Physical food contamination could be a result of an accident, failure or absence of protective policies, or intentional contamination. Intentional contamination is criminal and an entire other subject, so lets stick to understanding accidental and policy deficiencies.
Procedural failure. Physical contamination can occur when written procedures to minimize physical contamination do not exist or are not followed. In this case, the establishment has lapse in training or forethought to contamination management. For example, employees not wearing hair restraints could risk hair falling into food. Employees earrings or earrings could lead to stones or items being lost into the food. Artificial nails and polish can flake off and contaminate foods. Placing shelving above the preparation area, presents a risk of items being put on the shelf to fall into the food. Food should be stored with a cover or plastic wrap to prevent items from falling into the food product. Local health departments have requirements in place to prevent these instances, but each establishment is responsible for enforcing these requirements on a day to day basis.
Poor preparation of food. Physical contamination can occur when proper care is not made when preparing food. This happens when bones remain in foods such as fish or chicken when deboning. It involves not properly removing packaging materials from food such as food wrap being cooked into the food. Additionally, failure to remove non-food materials used when preparing foods such as toothpicks and parchment paper can pose as a physical contaminant. This may be a result of deficiency in training or carelessness of the employee processing the food. The establishment and management are responsible for the food produced and must enforce good food preparation practices to prevent this type of physical contamination from occurring.
Appropriate equipment usage. Physical contamination can occur when appropriate equipment is not used or equipment is not maintained properly. For example, shatter proof light bulbs with appropriate shields should be used in prep areas. This prevents glass from falling into food that is being prepared if a bulb bursts or get knocked and broken. Can opener blades should be cleaned after use to prevent accumulation of metal shavings that could end up in the food. Appropriate kitchen setup and employee training is important to prevent this type of physical contamination from occurring.
Pest control. Physical contamination can occur if pests are present in the kitchen. Pest control should be regularly scheduled in any kitchen or food manufacturing facility to prevent rodent waste or bugs from contaminating food. No one wants to take a bite out of food and find an unintentional extra protein source.
What Can I Do to Protect Myself?
When we eat prepared foods, we assume they are safe. We obtain them from a reputable restaurant or grocery store. Why would we suspect something wrong with it? The food preparers are human and sometimes mistakes happen. As we explored all the ways that contamination could happen, it brings the responsibility back to the consumer to check the food before we feed it to our families or eat it ourselves. While chemical and biological contamination is not something we can check for, we can take a moment and examine the food before we begin eating. If you are serving a small child, take a look at their plate to make sure everything looks right.

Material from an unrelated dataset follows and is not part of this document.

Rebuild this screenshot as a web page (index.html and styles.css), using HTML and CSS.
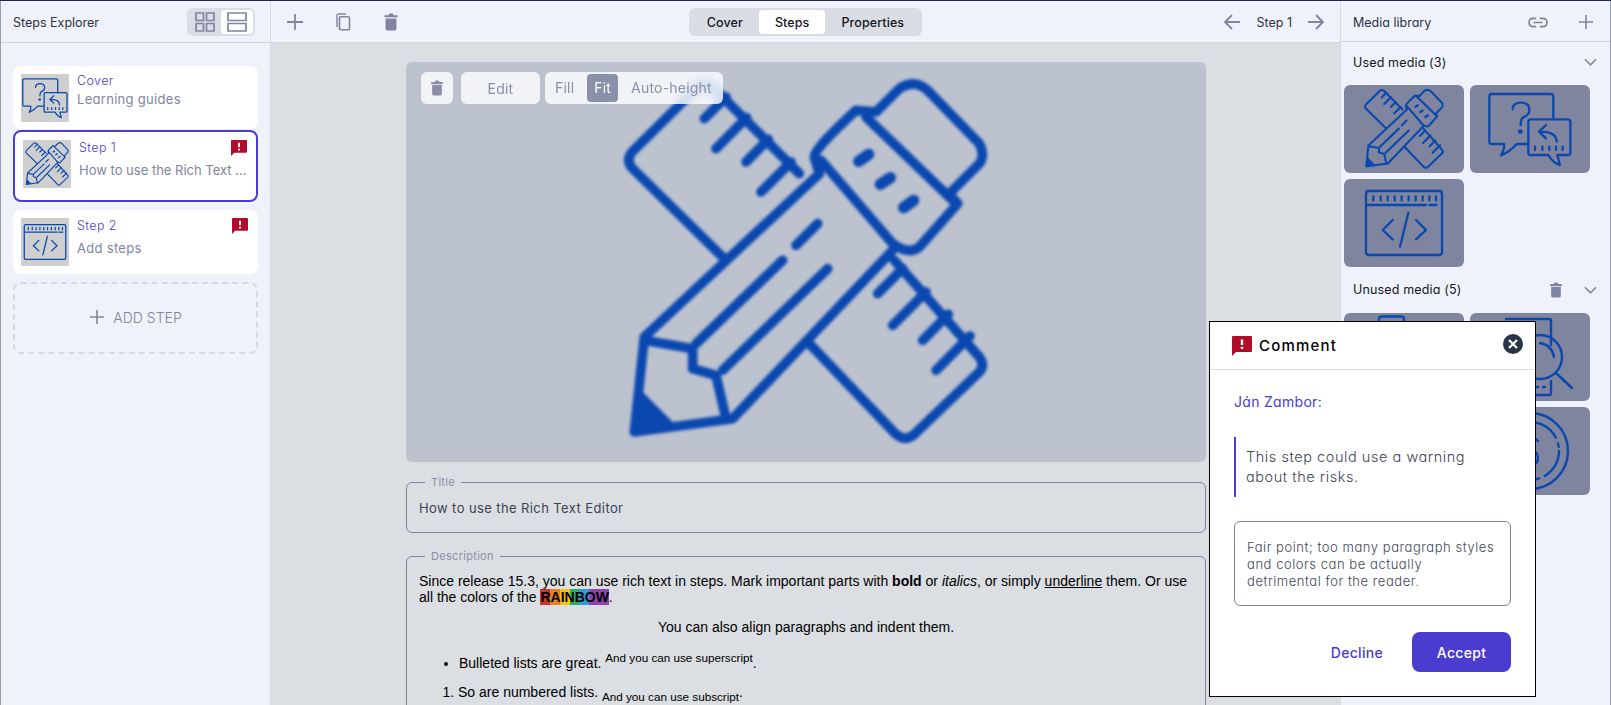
FILE: index.html
```html
<!DOCTYPE html>
<html lang="en">
<head>
<meta charset="UTF-8">
<title>Steps Explorer</title>
<link rel="stylesheet" href="styles.css">
</head>
<body>
<!-- shared icons -->
<svg class="defs" width="0" height="0">
    <symbol id="pic-pencil" viewBox="20 5 1200 1200">
        <g fill="none" stroke="currentColor" stroke-width="29" stroke-linecap="round" stroke-linejoin="round">
            <path d="M600 340L345 85Q315 62 290 85L98 275Q78 300 100 325L375 595"/>
            <path d="M885 600L1140 890Q1158 915 1140 935L945 1122Q920 1145 890 1122L630 850"/>
            <path d="M315 175L380 110M350 265L442 172M440 305L507 237M485 395L575 305"/>
            <path d="M835 700L910 625M880 795L980 695M970 840L1047 762M1010 930L1112 827"/>
            <path d="M135 830L660 340M400 1075L880 570M135 830L105 1115L400 1075"/>
            <path d="M135 840L280 865L280 925L350 945L380 1075"/>
            <path d="M290 850L550 600M370 930L685 625M590 555L655 490"/>
            <path d="M660 340L645 290Q640 270 770 150L830 155L900 85Q945 55 985 90L1140 250Q1158 285 1140 310L1050 400L1075 430L960 560Q930 585 880 550L665 300"/>
            <path d="M800 170L1060 420"/>
            <path stroke-width="34" d="M778 303L808 282M843 372L873 352M913 442L943 420"/>
        </g>
        <path fill="currentColor" d="M125 990L105 1120L220 1085Z"/>
    </symbol>
    <symbol id="pic-question" viewBox="438 15 264 264">
        <g fill="none" stroke="currentColor" stroke-width="7" stroke-linecap="round" stroke-linejoin="round">
            <path d="M565 192L530 192Q510 215 483 226Q495 205 492 192L455 192Q448 192 448 185L448 50Q448 42 455 42L632 42Q640 42 640 50L640 118"/>
            <path d="M518 88Q518 68 543 68Q568 68 568 90Q568 105 550 112Q542 117 542 135"/>
            <path d="M572 118L684 118Q691 118 691 125L691 218Q691 225 684 225L652 225Q655 240 660 255Q640 250 625 225L572 225Q565 225 565 218L565 125Q565 118 572 118Z"/>
            <path d="M650 185Q650 155 600 155M618 135L597 155L618 175"/>
            <path d="M585 200V210M607 200V210M628 200V210M648 200V210M668 200V210"/>
        </g>
        <circle cx="541" cy="155" r="7" fill="currentColor"/>
    </symbol>
    <symbol id="pic-code" viewBox="60 297 264 264">
        <g fill="none" stroke="currentColor" stroke-width="7" stroke-linecap="round" stroke-linejoin="round">
            <rect x="78" y="333" width="228" height="192" rx="8"/>
            <path d="M78 375H258M268 375H290"/>
            <path d="M100 349V361M122 349V361M143 349V361M164 349V361M185 349V361M206 349V361M227 349V361M248 349V361M268 349V361M288 349V361"/>
            <path d="M158 420L128 450L158 478M228 420L258 450L228 478M205 398L180 500"/>
        </g>
    </symbol>
    <symbol id="pic-search" viewBox="0 0 88 88">
        <g fill="none" stroke="currentColor" stroke-width="2.4" stroke-linecap="round" stroke-linejoin="round">
            <path d="M20 6H63Q65 6 65 8V32M65 68V80Q65 82 63 82H20"/>
            <circle cx="54" cy="44" r="22"/>
            <path d="M54 30Q66 32 68 44M70 60L86 75M50 74H52M57 74H59"/>
        </g>
    </symbol>
    <symbol id="pic-coin" viewBox="0 0 88 88">
        <g fill="none" stroke="currentColor" stroke-width="2.4" stroke-linecap="round">
            <circle cx="44" cy="44" r="38"/>
            <circle cx="44" cy="44" r="29" stroke-dasharray="30 6 4 6"/>
            <path d="M52 34Q48 30 44 30Q36 30 36 37Q36 44 44 44Q52 44 52 51Q52 58 44 58Q38 58 35 54M44 24V64"/>
        </g>
    </symbol>
    <symbol id="pic-lamp" viewBox="0 0 88 88">
        <path d="M19 12V6Q19 3.5 22 3.5H41Q44 3.5 44 6V12" fill="none" stroke="currentColor" stroke-width="2.4"/>
    </symbol>
    <symbol id="ic-plus" viewBox="0 0 18 18">
        <path d="M9 1V17M1 9H17" fill="none" stroke="currentColor" stroke-width="1.8"/>
    </symbol>
    <symbol id="ic-copy" viewBox="0 0 18 18">
        <path d="M3 14V2.5Q3 1 4.5 1H12" fill="none" stroke="currentColor" stroke-width="1.4"/>
        <rect x="5.5" y="3.8" width="10" height="13" rx="1.2" fill="none" stroke="currentColor" stroke-width="1.6"/>
    </symbol>
    <symbol id="ic-trash" viewBox="1 1 12 16.5">
        <path d="M1 3H4.5L5.5 1.5H8.5L9.5 3H13V5H1ZM2 6H12V15.5Q12 17 10.5 17H3.5Q2 17 2 15.5Z" fill="currentColor"/>
    </symbol>
    <symbol id="ic-left" viewBox="0 0 18 18">
        <path d="M17 9H2M9 2L2 9L9 16" fill="none" stroke="currentColor" stroke-width="1.8"/>
    </symbol>
    <symbol id="ic-right" viewBox="0 0 18 18">
        <path d="M1 9H16M9 2L16 9L9 16" fill="none" stroke="currentColor" stroke-width="1.8"/>
    </symbol>
    <symbol id="ic-link" viewBox="0 0 22 12">
        <path d="M9 1.5H6Q1.2 1.5 1.2 6Q1.2 10.5 6 10.5H9M13 1.5H16Q20.8 1.5 20.8 6Q20.8 10.5 16 10.5H13M6 6H16" fill="none" stroke="currentColor" stroke-width="1.9"/>
    </symbol>
    <symbol id="ic-down" viewBox="0 0 14 8">
        <path d="M1 1L7 7L13 1" fill="none" stroke="currentColor" stroke-width="1.7"/>
    </symbol>
    <symbol id="ic-flag" viewBox="0 0 20 20">
        <path fill-rule="evenodd" d="M1 0H19Q20 0 20 1V15Q20 16 19 16H4L0 20V1Q0 0 1 0ZM8.8 3.5V9H11.2V3.5ZM8.8 10.8V13H11.2V10.8Z" fill="currentColor"/>
    </symbol>
</svg>

<div class="app">
    <aside class="side side-left">
        <header class="bar">
            <span class="bar-title">Steps Explorer</span>
            <div class="view-toggle">
                <span class="view-btn">
                    <svg width="20" height="20" viewBox="0 0 20 20"><path d="M1 1H8.5V8.5H1ZM11.5 1H19V8.5H11.5ZM1 11.5H8.5V19H1ZM11.5 11.5H19V19H11.5Z" fill="none" stroke="currentColor" stroke-width="1.7"/></svg>
                </span>
                <span class="view-btn view-on">
                    <svg width="20" height="20" viewBox="0 0 20 20"><path d="M1 1H19V8.5H1ZM1 11.5H19V19H1Z" fill="none" stroke="currentColor" stroke-width="1.7"/></svg>
                </span>
            </div>
        </header>
        <div class="step-list">
            <div class="card card-cover">
                <div class="thumb"><svg><use href="#pic-question"/></svg></div>
                <div class="card-body">
                    <div class="card-top"><span class="card-name">Cover</span></div>
                    <div class="card-desc">Learning guides</div>
                </div>
            </div>
            <div class="card card-on">
                <div class="thumb"><svg><use href="#pic-pencil"/></svg></div>
                <div class="card-body">
                    <div class="card-top"><span class="card-name">Step 1</span><svg class="flag"><use href="#ic-flag"/></svg></div>
                    <div class="card-desc">How to use the Rich Text Editor</div>
                </div>
            </div>
            <div class="card">
                <div class="thumb"><svg><use href="#pic-code"/></svg></div>
                <div class="card-body">
                    <div class="card-top"><span class="card-name">Step 2</span><svg class="flag"><use href="#ic-flag"/></svg></div>
                    <div class="card-desc">Add steps</div>
                </div>
            </div>
            <div class="add-step"><svg class="ic16"><use href="#ic-plus"/></svg>ADD STEP</div>
        </div>
    </aside>

    <main class="center">
        <header class="bar bar-center">
            <div class="tools">
                <svg class="ic18"><use href="#ic-plus"/></svg>
                <svg class="ic18"><use href="#ic-copy"/></svg>
                <svg class="ic18"><use href="#ic-trash"/></svg>
            </div>
            <div class="tabs">
                <span class="tab">Cover</span>
                <span class="tab tab-on">Steps</span>
                <span class="tab">Properties</span>
            </div>
            <div class="pager">
                <svg class="ic18"><use href="#ic-left"/></svg>
                <span>Step 1</span>
                <svg class="ic18"><use href="#ic-right"/></svg>
            </div>
        </header>
        <div class="stage">
            <div class="image-panel">
                <svg class="big-pic"><use href="#pic-pencil"/></svg>
                <div class="image-tools">
                    <span class="itool itool-trash"><svg width="12" height="16"><use href="#ic-trash"/></svg></span>
                    <span class="itool itool-edit">Edit</span>
                    <div class="itool fit-group">
                        <span class="fit">Fill</span>
                        <span class="fit fit-on">Fit</span>
                        <span class="fit">Auto-height</span>
                    </div>
                </div>
            </div>
            <fieldset class="field field-title">
                <legend>Title</legend>
                <div class="title-value">How to use the Rich Text Editor</div>
            </fieldset>
            <fieldset class="field field-desc">
                <legend>Description</legend>
                <div class="rich">
                    <p>Since release 15.3, you can use rich text in steps. Mark important parts with <b>bold</b> or <i>italics</i>, or simply <u>underline</u> them. Or use all the colors of the <b class="rainbow">RAINBOW</b>.</p>
                    <p class="mid">You can also align paragraphs and indent them.</p>
                    <ul><li>Bulleted lists are great. <sup>And you can use superscript</sup>.</li></ul>
                    <ol><li>So are numbered lists. <sub>And you can use subscript</sub>.</li></ol>
                </div>
            </fieldset>
        </div>
    </main>

    <aside class="side side-right">
        <header class="bar">
            <span class="bar-title">Media library</span>
            <div class="bar-icons">
                <svg class="ic-link"><use href="#ic-link"/></svg>
                <svg class="ic16"><use href="#ic-plus"/></svg>
            </div>
        </header>
        <div class="media-head">
            <span>Used media (3)</span>
            <svg class="chev"><use href="#ic-down"/></svg>
        </div>
        <div class="media-grid">
            <div class="media"><svg><use href="#pic-pencil"/></svg></div>
            <div class="media"><svg><use href="#pic-question"/></svg></div>
            <div class="media"><svg><use href="#pic-code"/></svg></div>
        </div>
        <div class="media-head media-head2">
            <span>Unused media (5)</span>
            <svg class="head-trash"><use href="#ic-trash"/></svg>
            <svg class="chev"><use href="#ic-down"/></svg>
        </div>
        <div class="media-grid">
            <div class="media"><svg><use href="#pic-lamp"/></svg></div>
            <div class="media"><svg><use href="#pic-search"/></svg></div>
            <div class="media"></div>
            <div class="media"><svg><use href="#pic-coin"/></svg></div>
        </div>
    </aside>
</div>

<!-- comment popup -->
<div class="comment">
    <div class="comment-head">
        <svg class="comment-flag"><use href="#ic-flag"/></svg>
        <span class="comment-title">Comment</span>
        <span class="comment-close">
            <svg width="10" height="10" viewBox="0 0 10 10"><path d="M1 1L9 9M9 1L1 9" stroke="#fff" stroke-width="2.2"/></svg>
        </span>
    </div>
    <div class="comment-body">
        <div class="comment-author">Ján Zambor:</div>
        <div class="comment-quote">This step could use a warning about the risks.</div>
        <div class="comment-reply">Fair point; too many paragraph styles and colors can be actually detrimental for the reader.</div>
        <div class="comment-actions">
            <span class="btn-decline">Decline</span>
            <span class="btn-accept">Accept</span>
        </div>
    </div>
</div>
</body>
</html>
```

FILE: styles.css
```css
html, body{
    margin: 0;
    height: 705px;
    overflow: hidden;
}
body{
    font-family: "Inter", "Liberation Sans", sans-serif;
    font-feature-settings: "cv11" 1;
    color: #2b3246;
    background: #dbdee2;
    position: relative;
}
.defs{
    position: absolute;
}
.app{
    display: grid;
    grid-template-columns: 271px 1fr 271px;
    height: 704px;
    border-top: 1px solid #1f2a44;
}
.side{
    background: #eff2fa;
    min-width: 0;
}
.side-left{
    border-left: 1px solid #9aa0ad;
    border-right: 1px solid #d5d9e3;
}
.side-right{
    border-left: 1px solid #d5d9e3;
    border-right: 1px solid #9aa0ad;
}
.bar{
    height: 42px;
    box-sizing: border-box;
    border-bottom: 1px solid #d0d4de;
    background: #eff2fa;
    display: flex;
    align-items: center;
    justify-content: space-between;
    padding: 1px 12px 0;
}
.bar-title{
    font-size: 12.5px;
}
.view-toggle{
    display: flex;
    align-items: center;
    background: #d9dde6;
    border-radius: 6px;
    padding: 2px;
    height: 28px;
    box-sizing: border-box;
    margin-right: 3px;
    color: #80859f;
}
.view-btn{
    width: 32px;
    height: 24px;
    display: flex;
    align-items: center;
    justify-content: center;
    border-radius: 4px;
}
.view-on{
    background: #fff;
}
.step-list{
    padding: 23px 12px;
}
.card{
    display: flex;
    background: #fff;
    border-radius: 8px;
    padding: 8px 10px 8px 8px;
    margin-bottom: 8px;
}
.card-cover{
    padding-bottom: 7px;
    margin-bottom: 1px;
}
.card-on{
    border: 2px solid #4a3ccf;
    padding-bottom: 12px;
    padding-right: 9px;
}
.thumb{
    width: 48px;
    height: 48px;
    flex: none;
    background: #cfcfcf;
    color: #0a48b0;
}
.thumb svg{
    display: block;
    width: 48px;
    height: 48px;
}
.card-body{
    flex: 1;
    min-width: 0;
    margin-left: 8px;
}
.card-top{
    display: flex;
    justify-content: space-between;
    height: 16px;
}
.card-name{
    font-size: 12.5px;
    font-weight: 300;
    line-height: 15px;
    letter-spacing: 0.4px;
    color: #4a3ccf;
}
.card-cover .card-name{
    margin-top: -1px;
}
.flag{
    width: 16px;
    height: 16px;
    color: #b00d2a;
}
.card-desc{
    font-size: 13px;
    line-height: 18px;
    letter-spacing: 0.3px;
    margin-top: 5px;
    color: #80859f;
    white-space: nowrap;
    overflow: hidden;
    text-overflow: ellipsis;
}
.card-on .card-desc{
    letter-spacing: 0;
}
.card-cover .card-desc{
    margin-top: 0;
}
.add-step{
    height: 72px;
    box-sizing: border-box;
    border: 2px dashed #d5d9e3;
    border-radius: 8px;
    padding-bottom: 2px;
    display: flex;
    align-items: center;
    justify-content: center;
    gap: 8px;
    font-size: 14px;
    font-weight: 300;
    color: #80859f;
}
.ic16{
    width: 16px;
    height: 16px;
    color: #80859f;
}
.ic18{
    width: 18px;
    height: 18px;
    color: #80859f;
}
.center{
    min-width: 0;
}
.bar-center{
    display: grid;
    grid-template-columns: 1fr auto 1fr;
    padding: 1px 15px 0;
}
.tools{
    display: flex;
    gap: 30px;
}
.tabs{
    display: flex;
    align-items: center;
    height: 28px;
    box-sizing: border-box;
    padding: 2px;
    background: #dadde3;
    border-radius: 6px;
    font-size: 12.5px;
    font-weight: 500;
    letter-spacing: 0.1px;
    color: #14171f;
}
.tab{
    height: 24px;
    box-sizing: border-box;
    padding: 1px 16px 0;
    line-height: 24px;
    border-radius: 4px;
}
.tab-on{
    background: #fff;
}
.pager{
    display: flex;
    align-items: center;
    justify-content: flex-end;
    gap: 15px;
    font-size: 12.5px;
}
.stage{
    width: 800px;
    margin-left: 135px;
    padding-top: 19px;
}
.image-panel{
    height: 400px;
    background: #bdc2cf;
    border-radius: 6px;
    display: flex;
    justify-content: center;
    position: relative;
    overflow: hidden;
    color: #0a48b0;
}
.big-pic{
    width: 400px;
    height: 400px;
    filter: blur(1.8px);
}
.image-tools{
    position: absolute;
    left: 15px;
    top: 10px;
    display: flex;
}
.itool{
    height: 32px;
    box-sizing: border-box;
    background: rgba(255, 255, 255, 0.8);
    backdrop-filter: blur(4px);
    border-radius: 6px;
    display: flex;
    align-items: center;
    justify-content: center;
    font-size: 14px;
    letter-spacing: 0.2px;
    color: #8a8fa8;
}
.itool-trash{
    width: 32px;
}
.itool-edit{
    width: 79px;
    margin-left: 8px;
}
.fit-group{
    margin-left: 5px;
    padding: 0 3px;
    width: 178px;
    gap: 6px;
    justify-content: flex-start;
}
.fit{
    padding: 0 7px;
    line-height: 28px;
    border-radius: 4px;
    white-space: nowrap;
}
.fit-on{
    background: #8b90a9;
    color: #fff;
}
.field{
    margin: 0;
    padding: 0 12px;
    border: 1px solid #7d84a0;
    border-radius: 6px;
    min-width: 0;
    background: #dbdee2;
}
.field legend{
    margin-left: 6px;
    padding: 0 6px;
    font-size: 11px;
    line-height: 14px;
    letter-spacing: 0.3px;
    color: #8a8fa8;
}
.field-title{
    margin-top: 13px;
    height: 56px;
}
.title-value{
    font-size: 13px;
    line-height: 16px;
    letter-spacing: 0.4px;
    margin-top: 11px;
    color: #3c4356;
}
.field-desc{
    margin-top: 16px;
    height: 300px;
}
.rich{
    font-family: "Liberation Sans", Arial, sans-serif;
    font-feature-settings: normal;
    font-size: 14px;
    line-height: 16px;
    color: #000;
    margin-top: 10px;
}
.rich p{
    margin: 0 0 14px;
}
.rich .mid{
    margin-bottom: 15px;
    text-align: center;
}
.rich ul, .rich ol{
    margin: 0 0 13px;
    padding-left: 40px;
}
.rich sup, .rich sub{
    font-size: 11.7px;
}
.rich ol{
    padding-left: 39px;
}
.rainbow{
    background: linear-gradient(90deg, #c0392b 0 14.3%, #e67e22 14.3% 28.6%, #f1c40f 28.6% 42.9%, #27ae60 42.9% 57.2%, #3498db 57.2% 71.5%, #8e44ad 71.5% 100%);
}
.bar-icons{
    display: flex;
    align-items: center;
    gap: 30px;
    margin-right: 5px;
}
.ic-link{
    width: 20px;
    height: 11px;
    color: #80859f;
}
.side-right .bar{
    height: 41px;
    padding: 2px 11px 0 12px;
}
.media-head{
    display: flex;
    align-items: center;
    height: 43px;
    box-sizing: border-box;
    padding: 0 13px 3px 12px;
    font-size: 12.5px;
    letter-spacing: 0.15px;
    color: #14171f;
}
.media-head span{
    flex: 1;
}
.media-head2{
    height: 46px;
    padding-bottom: 1px;
}
.chev{
    width: 13px;
    height: 8px;
    color: #80859f;
}
.head-trash{
    width: 12px;
    height: 16px;
    margin-right: 22px;
    color: #80859f;
}
.media-grid{
    display: grid;
    grid-template-columns: 120px 120px;
    grid-auto-rows: 88px;
    gap: 6px;
    padding-left: 3px;
}
.media{
    background: #80859f;
    border-radius: 6px;
    color: #0a48b0;
    display: flex;
    justify-content: center;
}
.media svg{
    width: 88px;
    height: 88px;
}
.comment{
    position: absolute;
    left: 1209px;
    top: 321px;
    width: 327px;
    height: 376px;
    box-sizing: border-box;
    background: #fff;
    border: 1px solid #000;
}
.comment-head{
    display: flex;
    align-items: center;
    height: 47px;
    padding: 0 12px 0 22px;
    border-bottom: 1px solid #dcdee4;
}
.comment-flag{
    width: 20px;
    height: 20px;
    color: #b00d2a;
}
.comment-title{
    flex: 1;
    margin-left: 7px;
    font-size: 15px;
    font-weight: 500;
    letter-spacing: 1.2px;
    color: #000;
}
.comment-close{
    width: 20px;
    height: 20px;
    border-radius: 50%;
    background: #2b3246;
    display: flex;
    align-items: center;
    justify-content: center;
    margin-top: -4px;
}
.comment-body{
    padding: 23px 24px 0;
}
.comment-author{
    font-size: 14px;
    line-height: 18px;
    letter-spacing: 0.3px;
    color: #4a3ccf;
}
.comment-quote{
    margin-top: 26px;
    height: 60px;
    box-sizing: border-box;
    border-left: 2px solid #4a3ccf;
    padding: 10px 40px 10px 10px;
    font-size: 14.5px;
    font-weight: 300;
    line-height: 20px;
    letter-spacing: 0.55px;
    color: #3f4659;
}
.comment-reply{
    margin-top: 24px;
    height: 85px;
    box-sizing: border-box;
    border: 1px solid #7d84a0;
    border-radius: 6px;
    padding: 17px 12px;
    font-size: 13px;
    font-weight: 300;
    line-height: 17px;
    letter-spacing: 0.55px;
    color: #3f4659;
}
.comment-actions{
    display: flex;
    align-items: center;
    justify-content: flex-end;
    margin-top: 26px;
    font-size: 14px;
    font-weight: 500;
    letter-spacing: 0.3px;
}
.btn-decline{
    color: #4a3ccf;
    margin-right: 29px;
}
.btn-accept{
    width: 99px;
    height: 40px;
    display: flex;
    align-items: center;
    justify-content: center;
    background: #4a3ccf;
    border-radius: 8px;
    color: #fff;
}
```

Most importantly, report the issue when it happens. When physical contamination goes unreported, the establishment does not know there is a problem. You are leaving the potential for other people to be harmed if you do not report it. Consider the Publix glass contamination in the artichoke and spinach dip example. No injury or illness has been reported. Had the customer that observed the glass simply thrown away the container and did not report it to Publix, a serious injury could have occurred. Reporting the contaminant allowed Publix to immediately take action to pull the product from the shelf and issue a recall.